During the day, I managed to piss the doctor off several times because I wasn't working exactly the way she wanted me to. This woman was micro-managing me to the point that she was demonstrating how to walk around the room. To be fair, I managed to screw up the schedule by making it behind, because I wasn't working as fast as everyone else. It's hard learning a new office and working quickly, though. (“Why don't you cry about it, you big baby” I can hear you thinking. I know, I know. But still.)

I got yelled at, constantly, for not doing things I didn't know about.

I came around the corner and two of the doctors were discussing me. One of them did the "sh sh! She's right there" thing. Ugh. What a shitty feeling.

It was time to leave around six. I felt like I did terribly all day; you know that really defeated feeling you get, where you're like "Ugh, I'm such a loser!"? That's where I was. Also, I have this weird pinched nerve thing in my shoulder, and every once in a while it ROCKS me with this massive migraine I can't shake. I had had one of those going since noon.

I closed my finger in a door right before I left the office.

I got on the train home. I bought a ticket going to Fairfield, and the conductor took it, no questions, but the train I was on terminated in Stamford, about four (give or take) stops before I needed to get off. I’ve never gotten on the wrong Metro-North train in my life! I got off the train and told the woman behind the counter my story. She wrote me a note explaining what happened and would they please let me ride up to Fairfield on the next local train. As she signed and dated it, she told me "this may work, or not." It did (but the conductor made fun of me).

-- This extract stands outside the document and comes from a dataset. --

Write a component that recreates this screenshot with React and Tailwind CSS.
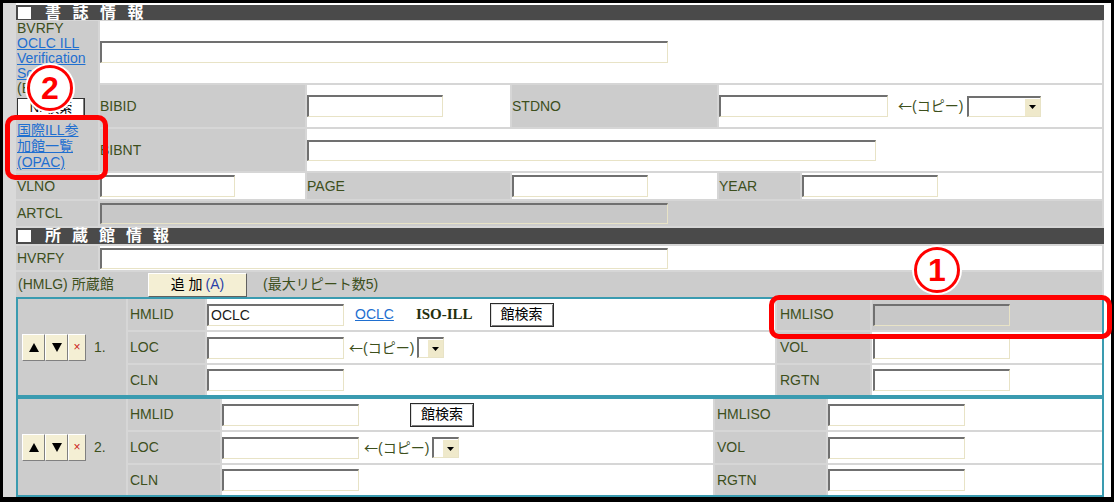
import React from 'react'

const label = 'text-[#3d4f1c]'
const grey = 'bg-[#cccccc]'

function Input({ w = 'w-[136px]', h = 'h-[22px]', gray = false, children }) {
  return (
    <div
      className={`${w} ${h} shrink-0 flex items-center px-[2px] border-t-2 border-l-2 border-r border-b border-t-[#707070] border-l-[#707070] border-r-[#e8e3c6] border-b-[#e8e3c6] text-[14px] text-[#1a1a1a] ${gray ? 'bg-[#c8c8c8]' : 'bg-white'}`}
    >
      {children}
    </div>
  )
}

function Select({ w }) {
  return (
    <div className={`${w} h-[21px] shrink-0 flex justify-end border-t-2 border-l-2 border-r border-b border-t-[#707070] border-l-[#707070] border-r-[#e8e3c6] border-b-[#e8e3c6] bg-white`}>
      <div className="w-[16px] h-full bg-[#efe9cb] border-l border-t border-white flex items-center justify-center">
        <svg width="7" height="4" viewBox="0 0 7 4">
          <path d="M0 0h7L3.5 4z" fill="#000" />
        </svg>
      </div>
    </div>
  )
}

function Copy({ className = '' }) {
  return (
    <span className={`${label} text-[14px] whitespace-nowrap ${className}`}>
      <span className="font-['Noto_Sans_CJK_JP',sans-serif]">←</span>(コピー)
    </span>
  )
}

function SearchBtn({ className = '' }) {
  return (
    <div className={`w-[64px] h-[24px] shrink-0 flex items-center justify-center bg-white border border-[#2a2a2a] shadow-[inset_1px_1px_0_#e0e0e0,inset_-1px_-1px_0_#808080] text-[14px] text-black ${className}`}>
      館検索
    </div>
  )
}

function Bar({ chars, gap }) {
  return (
    <div className="h-[15px] bg-[#4a4a4a] flex items-center pl-[2px] text-white font-bold text-[16px] leading-none">
      <span className="w-[13px] h-[12px] bg-white mr-[14px]" />
      <div className={`flex ${gap}`}>
        {chars.map((c, i) => (
          <span key={i}>{c}</span>
        ))}
      </div>
    </div>
  )
}

function Mover({ n }) {
  const btn = 'h-[27px] bg-[#f4efd4] border border-t-white border-l-white border-r-[#808080] border-b-[#808080] flex items-center justify-center'
  return (
    <div className={`row-span-3 ${grey} flex items-center pl-[4px]`}>
      <div className={`${btn} w-[23px]`}>
        <svg width="10" height="9" viewBox="0 0 10 9">
          <path d="M5 0L10 9H0z" fill="#000" />
        </svg>
      </div>
      <div className={`${btn} w-[23px]`}>
        <svg width="10" height="9" viewBox="0 0 10 9">
          <path d="M0 0h10L5 9z" fill="#000" />
        </svg>
      </div>
      <div className={`${btn} w-[18px] text-[#cc2222] text-[12px]`}>×</div>
      <span className={`${label} text-[14px] ml-[8px]`}>{n}.</span>
    </div>
  )
}

function Lbl({ children, pad = 'pl-[1px]', bg = grey, className = '' }) {
  return <div className={`${bg} ${pad} flex items-center text-[14px] ${label} ${className}`}>{children}</div>
}

function Circle({ n, className }) {
  return (
    <div className={`absolute ${className} w-[46px] h-[46px] rounded-full bg-white border-[3px] border-[#ff0000] ring-2 ring-white flex items-center justify-center text-[#ff0000] font-bold text-[32px] leading-none`}>
      {n}
    </div>
  )
}

export default function App() {
  return (
    <div className="relative w-[1114px] h-[502px] font-['Liberation_Sans','Noto_Sans_CJK_JP',sans-serif]">
      <div className="w-full h-full border-t-[3px] border-l-[3px] border-r-[3px] border-b-[5px] border-black bg-white flex">
        <div className="w-[13px] h-full bg-[#d9d9d9]" />
        <div className="w-[1088px] h-full flex flex-col bg-[#d6d6d6]">
          <div className="h-[2px] bg-white" />
          <Bar chars={['書', '誌', '情', '報']} gap="gap-[11.5px]" />
          <div className="h-[1px]" />

          {/* 書誌情報 */}
          <div className="w-[1086px] grid grid-cols-[82px_205px_203px_205px_81px_300px] grid-rows-[62px_42px_42px_26px_25px] gap-[2px]">
            <div className={`row-span-3 ${grey} px-[1px] text-[14px] leading-[15px]`}>
              <div className={label}>BVRFY</div>
              <div className="text-[#1f6fd0] underline">
                OCLC ILL<br />Verification<br />Screen
              </div>
              <div className={label}>(BIB)</div>
              <div className="mt-[2px] w-[68px] h-[19px] bg-white border border-[#333] shadow-[inset_-1px_-1px_0_#808080] flex items-center justify-center text-[13px] text-black">
                NII検索
              </div>
              <div className="mt-[5px] text-[#1f6fd0] underline leading-[16px]">
                国際ILL参<br />加館一覧<br />(OPAC)
              </div>
            </div>
            <div className="col-span-5 bg-white flex items-center">
              <Input w="w-[568px]" />
            </div>

            <Lbl pad="pl-0">BIBID</Lbl>
            <div className="bg-white flex items-center">
              <Input w="w-[136px]" />
            </div>
            <Lbl pad="pl-0">STDNO</Lbl>
            <div className="col-span-2 bg-white flex items-center">
              <Input w="w-[169px]" />
              <Copy className="ml-[10px]" />
              <div className="ml-[4px]">
                <Select w="w-[74px]" />
              </div>
            </div>

            <Lbl pad="pl-0">BIBNT</Lbl>
            <div className="col-span-4 bg-white flex items-center">
              <Input w="w-[569px]" h="h-[21px]" />
            </div>

            <Lbl>VLNO</Lbl>
            <div className="bg-white flex items-center">
              <Input w="w-[135px]" />
            </div>
            <Lbl pad="pl-0">PAGE</Lbl>
            <div className="bg-white flex items-center">
              <Input w="w-[136px]" />
            </div>
            <Lbl pad="pl-0">YEAR</Lbl>
            <div className="bg-white flex items-center">
              <Input w="w-[136px]" />
            </div>

            <Lbl>ARTCL</Lbl>
            <div className={`col-span-5 ${grey} flex items-center`}>
              <Input w="w-[568px]" h="h-[21px]" gray />
            </div>
          </div>

          <div className="h-[2px]" />
          <div className="h-[16px] flex flex-col justify-center bg-[#4a4a4a]">
            <Bar chars={['所', '蔵', '館', '情', '報']} gap="gap-[11px]" />
          </div>
          <div className="h-[2px]" />

          {/* 所蔵館情報 */}
          <div className="w-[1086px] h-[24px] grid grid-cols-[82px_1002px] gap-[2px]">
            <Lbl>HVRFY</Lbl>
            <div className="bg-white flex items-center">
              <Input w="w-[568px]" h="h-[21px]" />
            </div>
          </div>
          <div className="h-[2px]" />
          <div className={`w-[1086px] h-[25px] ${grey} flex items-center pl-[2px] text-[14px] ${label}`}>
            <span className="w-[130px] whitespace-nowrap">(HMLG) 所蔵館</span>
            <div className="w-[99px] h-[24px] bg-[#f4efd4] border border-t-white border-l-white border-r-[#606060] border-b-[#606060] flex items-center justify-center text-black">
              追 加 <span className="ml-[3px] text-[#2a3fa8]">(A)</span>
            </div>
            <span className="ml-[16px]">(最大リピート数5)</span>
          </div>

          {/* repeat 1 */}
          <div className="h-[100px] border-2 border-[#3a9bb0] bg-[#d6d6d6] grid grid-cols-[108px_77px_568px_93px_230px] grid-rows-[31px_31px_30px] gap-[2px]">
            <Mover n={1} />
            <Lbl pad="pl-[2px]">HMLID</Lbl>
            <div className="bg-white flex items-center">
              <Input w="w-[137px]">OCLC</Input>
              <span className="ml-[11px] text-[14px] text-[#1f6fd0] underline">OCLC</span>
              <span className="ml-[22px] text-[15px] font-bold text-[#24300e] font-['Liberation_Serif',serif]">ISO-ILL</span>
              <SearchBtn className="ml-[17px]" />
            </div>
            <Lbl pad="pl-[3px]">HMLISO</Lbl>
            <div className={`${grey} flex items-center pl-[1px]`}>
              <Input w="w-[137px]" gray />
            </div>

            <Lbl pad="pl-[2px]">LOC</Lbl>
            <div className="bg-white flex items-center">
              <Input w="w-[137px]" />
              <Copy className="ml-[5px]" />
              <div className="ml-[3px]">
                <Select w="w-[27px]" />
              </div>
            </div>
            <Lbl pad="pl-[3px]">VOL</Lbl>
            <div className="bg-white flex items-center pl-[1px]">
              <Input w="w-[137px]" />
            </div>

            <Lbl pad="pl-[2px]">CLN</Lbl>
            <div className="bg-white flex items-center">
              <Input w="w-[137px]" />
            </div>
            <Lbl pad="pl-[3px]">RGTN</Lbl>
            <div className="bg-white flex items-center pl-[1px]">
              <Input w="w-[137px]" />
            </div>
          </div>

          {/* repeat 2 */}
          <div className="h-[100px] border-2 border-[#3a9bb0] bg-[#d6d6d6] grid grid-cols-[108px_92px_491px_111px_274px] grid-rows-[31px_31px_30px] gap-[2px]">
            <Mover n={2} />
            <Lbl pad="pl-[2px]">HMLID</Lbl>
            <div className="bg-white flex items-center">
              <Input w="w-[137px]" />
              <SearchBtn className="ml-[51px]" />
            </div>
            <Lbl pad="pl-[2px]">HMLISO</Lbl>
            <div className="bg-white flex items-center">
              <Input w="w-[137px]" />
            </div>

            <Lbl pad="pl-[2px]">LOC</Lbl>
            <div className="bg-white flex items-center">
              <Input w="w-[137px]" />
              <Copy className="ml-[5px]" />
              <div className="ml-[3px]">
                <Select w="w-[27px]" />
              </div>
            </div>
            <Lbl pad="pl-[2px]">VOL</Lbl>
            <div className="bg-white flex items-center">
              <Input w="w-[137px]" />
            </div>

            <Lbl pad="pl-[2px]">CLN</Lbl>
            <div className="bg-white flex items-center">
              <Input w="w-[137px]" />
            </div>
            <Lbl pad="pl-[2px]">RGTN</Lbl>
            <div className="bg-white flex items-center">
              <Input w="w-[137px]" />
            </div>
          </div>
        </div>
        <div className="flex-1 h-full bg-white" />
      </div>

      {/* annotations */}
      <Circle n="2" className="left-[27px] top-[65px]" />
      <div className="absolute left-[5px] top-[115px] w-[103px] h-[65px] rounded-[10px] border-[5px] border-[#ff0000]" />
      <Circle n="1" className="left-[914px] top-[247px]" />
      <div className="absolute left-[769px] top-[295px] w-[343px] h-[44px] rounded-[10px] border-[5px] border-[#ff0000]" />
    </div>
  )
}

I got off the train and into the pouring rain. Remember, my car is half a mile away. I began trudging across the parking lot, got twenty feet and "splash!" I'm in a puddle up to my ankles, and my everything-below-mid-calf is soggy, including my socks. I'm a mellow person, but I can't stand soggy socks; it's one of the very few things that puts me "beside myself".

This was the point I burst into tears.

My thanks to Phil, who told me I'm awesome (and texted it to my phone for me to carry around), and Ed, who sent me notes all day to make me smile. It meant a lot.